Requirement >> Copy every line of the following data that includes the string "React".

Data records >>
------------------------------

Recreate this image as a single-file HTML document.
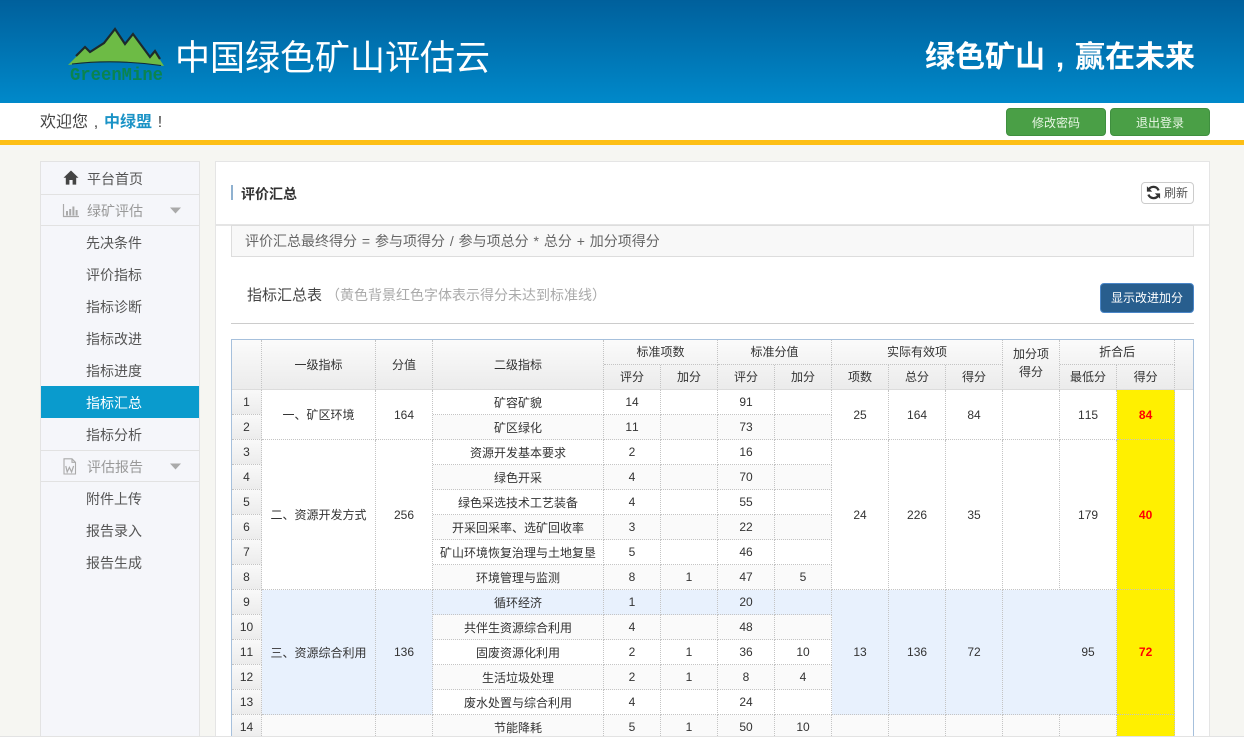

------------------------------

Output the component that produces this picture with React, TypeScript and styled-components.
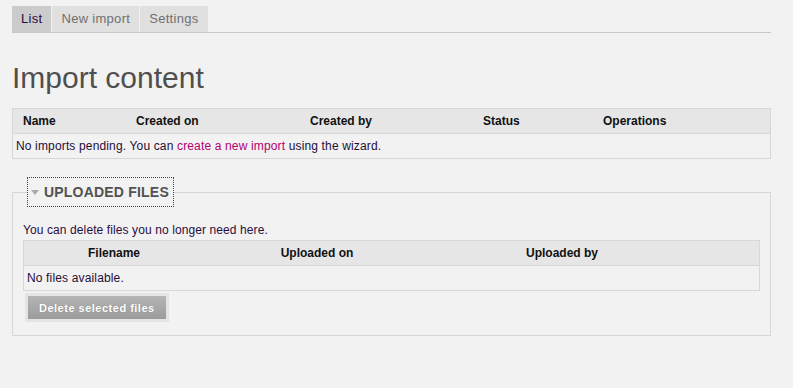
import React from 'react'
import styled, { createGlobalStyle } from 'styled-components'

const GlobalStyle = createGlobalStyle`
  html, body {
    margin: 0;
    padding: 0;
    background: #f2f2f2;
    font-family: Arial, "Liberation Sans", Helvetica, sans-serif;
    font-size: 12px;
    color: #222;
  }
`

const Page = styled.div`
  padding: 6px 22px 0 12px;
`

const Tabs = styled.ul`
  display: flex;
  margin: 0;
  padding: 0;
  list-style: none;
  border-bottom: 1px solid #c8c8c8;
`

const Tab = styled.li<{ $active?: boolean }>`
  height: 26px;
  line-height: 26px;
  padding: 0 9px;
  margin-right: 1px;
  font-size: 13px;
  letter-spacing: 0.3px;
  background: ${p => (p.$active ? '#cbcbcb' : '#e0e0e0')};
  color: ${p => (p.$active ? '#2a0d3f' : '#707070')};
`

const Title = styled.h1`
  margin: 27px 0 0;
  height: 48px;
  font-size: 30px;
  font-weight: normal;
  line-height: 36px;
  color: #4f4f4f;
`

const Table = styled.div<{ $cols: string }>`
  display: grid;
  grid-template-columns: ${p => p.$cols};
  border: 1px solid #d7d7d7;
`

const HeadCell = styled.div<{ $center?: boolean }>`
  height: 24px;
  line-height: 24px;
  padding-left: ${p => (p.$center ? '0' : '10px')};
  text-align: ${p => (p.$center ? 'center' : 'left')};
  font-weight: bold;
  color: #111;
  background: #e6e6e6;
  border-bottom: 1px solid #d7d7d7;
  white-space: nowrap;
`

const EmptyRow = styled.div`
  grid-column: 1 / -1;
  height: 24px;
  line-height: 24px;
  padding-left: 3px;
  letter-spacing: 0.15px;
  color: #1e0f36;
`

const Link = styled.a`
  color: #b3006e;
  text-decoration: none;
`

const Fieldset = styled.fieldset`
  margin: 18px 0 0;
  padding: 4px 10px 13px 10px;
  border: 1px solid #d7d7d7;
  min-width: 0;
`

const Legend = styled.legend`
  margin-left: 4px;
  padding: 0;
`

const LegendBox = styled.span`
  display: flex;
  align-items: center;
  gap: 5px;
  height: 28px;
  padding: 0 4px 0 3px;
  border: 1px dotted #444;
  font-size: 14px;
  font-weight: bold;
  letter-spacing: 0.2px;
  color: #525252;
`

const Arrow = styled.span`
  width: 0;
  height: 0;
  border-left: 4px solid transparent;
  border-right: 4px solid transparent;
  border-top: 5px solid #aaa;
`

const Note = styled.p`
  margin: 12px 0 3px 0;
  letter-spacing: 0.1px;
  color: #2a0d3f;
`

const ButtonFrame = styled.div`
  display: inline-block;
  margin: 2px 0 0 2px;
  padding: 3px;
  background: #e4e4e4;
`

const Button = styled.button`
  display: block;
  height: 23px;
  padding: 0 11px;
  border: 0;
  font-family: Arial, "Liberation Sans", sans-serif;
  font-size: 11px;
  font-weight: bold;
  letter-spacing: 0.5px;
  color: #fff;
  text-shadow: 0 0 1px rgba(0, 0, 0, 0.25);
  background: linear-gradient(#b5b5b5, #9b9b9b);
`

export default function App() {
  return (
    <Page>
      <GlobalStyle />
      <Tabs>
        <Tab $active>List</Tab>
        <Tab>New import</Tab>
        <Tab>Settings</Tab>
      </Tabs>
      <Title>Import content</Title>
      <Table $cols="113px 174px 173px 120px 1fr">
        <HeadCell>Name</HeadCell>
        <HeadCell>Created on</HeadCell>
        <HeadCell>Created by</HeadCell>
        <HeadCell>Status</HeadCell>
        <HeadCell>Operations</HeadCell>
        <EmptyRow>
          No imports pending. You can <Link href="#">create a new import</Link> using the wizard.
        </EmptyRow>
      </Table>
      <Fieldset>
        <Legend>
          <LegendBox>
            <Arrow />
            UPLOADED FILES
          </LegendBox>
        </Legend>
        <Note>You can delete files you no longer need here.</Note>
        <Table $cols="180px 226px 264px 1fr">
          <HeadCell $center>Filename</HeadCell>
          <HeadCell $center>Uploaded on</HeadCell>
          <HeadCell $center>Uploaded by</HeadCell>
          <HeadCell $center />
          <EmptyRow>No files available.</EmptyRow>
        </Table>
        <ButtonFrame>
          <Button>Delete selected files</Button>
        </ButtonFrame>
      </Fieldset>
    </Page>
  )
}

------------------------------

Written response >>
Output the component that produces this picture with React, TypeScript and styled-components.
import React from 'react'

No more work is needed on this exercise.